Déjà malmenés par la sécheresse qui a inauguré le nouveau siècle et soumis à une pression intolérable des troupeaux ovins, les espaces steppiques de la wilaya de Bouira s’appauvrissent chaque jour davantage. Au vu de cette menace de désertification qui pèse sur une bonne partie du territoire de la wilaya, un plan d’action plus rigoureux tendant à réglementer les parcours, à en enrichir la teneur et à améliorer la condition de vie des habitants qui y vivent serait fortement souhaitable.

Depuis l’été dernier, les actions de développement menées par le HCDS sont renforcées par le nouveau dispositif des projets de proximité de développement rural (PPDR) initié par la Direction générale des Forêts.
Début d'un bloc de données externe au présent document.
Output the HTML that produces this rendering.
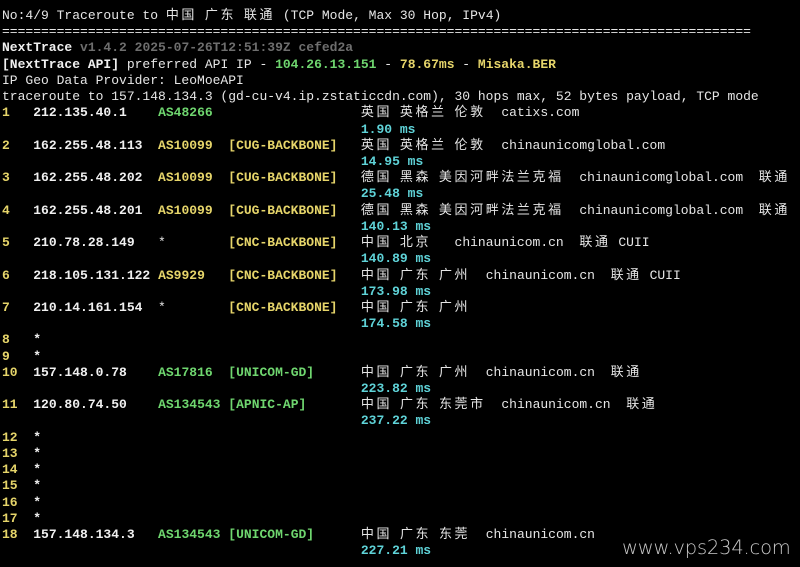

Cette dernière compte, sur la base du financement par le biais du FLDDPS, initier de nouveaux projets dans les deux daïras de Sour El Ghozlane et Bordj Okhriss. Seront concernés les activités agricoles et artisanales, les ouvrages hydrauliques (petites retenues, abreuvoirs, canaux de dérivation, captages de sources), les actions de protection du sol (reboisements, corrections torrentielles, fixations de berges) et du développement de l’offre fourragère par l’amélioration des parcours (installations de nouveaux pâturages qui concordent avec l’écologie de la région). Notons que la zone sud de la wilaya de Bouira est déjà ciblée par le programme complémentaire des Hauts-Plateaux décidé par le président de la République lors du Conseil des ministres du 27 février 2006. Ce programme comprend toutes les actions de développement, de diversification des activités, d’amélioration de niveau de vie et de désenclavement qu’auront à piloter pratiquement toutes les directions de wilaya (travaux publics, agriculture, éducation nationale, santé, culture,…). La première tranche de ce programme est déjà inscrite au niveau de la DPAT de la wilaya. La seconde le sera au courant de l’année 2007. En outre, le Projet d’emploi rural (PER2), cofinancé par la Banque mondiale pour une période de cinq ans, est en phase de réalisation depuis décembre 2005.